Sonntag, 6. Januar 2019

Der Junge, der zu viel fühlte - Lorenz Wagner


Henry Markrams Welt gerät aus den Fugen. Der eigentlich tief in der Objektivität der Wissenschaft verwurzelte Hirnforscher wird mit dem Autismus seines Sohnes Kai konfrontiert und gerät dabei immer wieder an seine Grenzen – persönlich, emotional und auch wissenschaftlich.
Sehr früh bemerken die Eltern, dass ihr Sohn anders ist, als andere Kinder. Besonders. Aber als sie nach einer Odyssee über ADS-Diagnosen bei der Diagnose „Autismus“ landen, sind sie doch mehr als schockiert.  Denn was heißt das denn überhaupt?

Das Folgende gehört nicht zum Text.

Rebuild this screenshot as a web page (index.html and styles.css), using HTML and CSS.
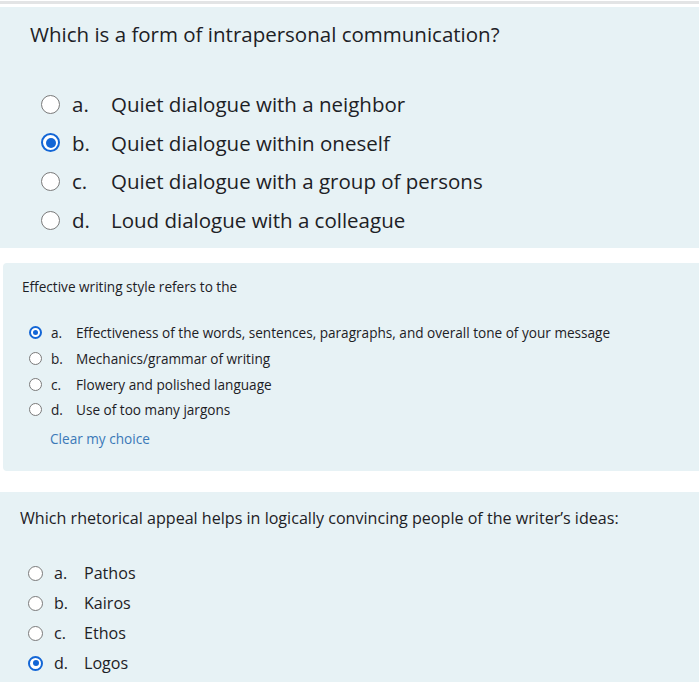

Der Autor erklärt am Beispiel von Kai und seiner Familie, was Autismus in dessen Fall bedeutet (denn: kennst du einen Autisten, dann kennst du genau EINEN Autisten). Der Leser erfährt (wenn er das nicht schon vorher wusste), dass Autisten keinen Mangel an Gefühl, Sensibilität oder Aufmerksamkeit haben, sondern vielmehr auf eine extreme Reizüberflutung mit sehr hoher Sensitivität reagieren, der Rückzug ist daher keine Störung, sondern eine Art Selbstschutz, bevor es zu Overloads oder Meltdowns kommt.
Das Buch ist eine Aufforderung an die Leser (aber irgendwie an alle Menschen), Anderssein zu akzeptieren und die jeweiligen Stärken und Schwächen zu sehen und zu verstehen.
Aber insgesamt liest sich das Buch etwas holprig. Es ist zwar eine sehr nette „human touch“ Geschichte aber es sind auch relativ große Zeitsprünge drin und alles in allem fand ich es zum Teil etwas verwirrend. Es ist irgendwie nichts Ganzes und nichts Halbes – keine wissenschaftliche Abhandlung und kein Roman/Biografie und auch keine Reportage.
Medizinisch fand ich die Ansätze von Henry Markram teilweise sehr interessant. Psychologisch fand ich sie zum Teil aber befremdlich. Vor allem die Aussage, dass Autismus durch die bewusste reizarme Umgebung in den ersten sechs Lebensjahren vermieden (also bestehender Autismus dadurch geheilt) werden kann, halte ich für fragwürdig. Dafür ist Autismus zu komplex und die ersten Lebensjahre prägen den Menschen zu sehr (Sprachentwicklung, Sozialisierung usw), als dass er ihn in einer völlig reizarmen Umgebung zubringen sollte. Mal ganz abgesehen davon, dass diese Möglichkeit wohl den wenigsten Familien mit einem Kind im autistischen Spektrum gegeben ist.
Da ist ein differenzierterer Ansatz eher angebracht.
Insgesamt finde ich es aber ein sehr wichtiges Buch für alle, die mit Autisten zu tun haben oder sich mit dem Thema fundiert auseinandersetzen wollen. Ein wichtiges, schwieriges Thema populärwissenschaftlich aufgearbeitet und entlang der Familiengeschichte eines bekannten Wissenschaftlers erzählt. Ursprünglich war das Buch eine Reportage in der Süddeutschen Zeitung, jetzt wurde sie zum Buch aufgeblasen. Wohlwollende 3 Sterne.